The furry, the feathered, the famous and the edible have dominated government funding for protected species, to the point that one subpopulation of threatened salmon gets more money than 956 other plants and animals combined.

Now, though, scientists say they're noticing a little more love for the unlovely.

They say plain-Jane plants, birds with fluorescent goiters and beetles that meet their mates at rat corpses are getting new money and respect -- finally valued as homely canaries inside treasured ecosystems.

But it still can be a hard sell. That's obvious here in California's Central Valley, where farmers are locked in a bitter fight with a glassy-eyed smelt.

"Over a stupid fish," said Mendota Mayor Robert Silva.

"A worthless little worm," Rep. George Radanovich (R-Calif.) called the fish, "that needs to go the way of the dinosaur."
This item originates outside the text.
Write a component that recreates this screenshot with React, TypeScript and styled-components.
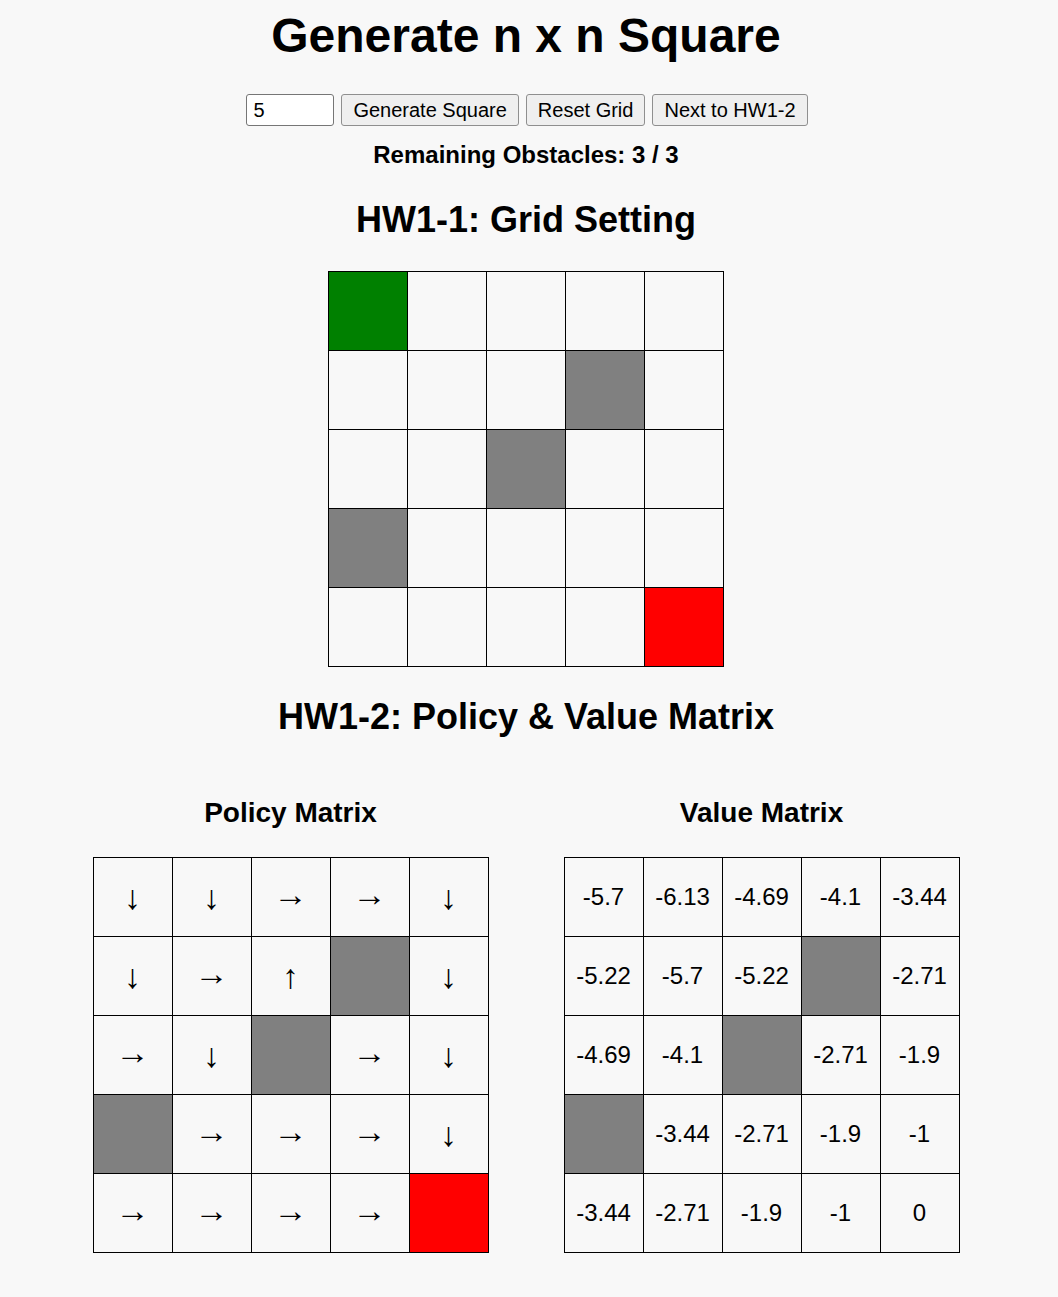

The government lists 1,318 U.S. species as threatened or endangered, everything from the American alligator to the Florida ziziphus, a spiny shrub. By one measure, the federal government has already done something miraculous for them: It has kept them around. Only nine listed U.S. species have been declared extinct since the act was passed in 1973.

But the idea was not just to arrest species at the edge of disappearing: It was to bring them back. And by that measure, most of the success has gone to glamour species.

Only 15 U.S. species have officially been declared "recovered." They are three plants, two obscure tropical birds -- and 10 animals that would look good on a T-shirt. These include gray wolves, bald eagles, brown pelicans and the Yellowstone subpopulation of grizzly bears.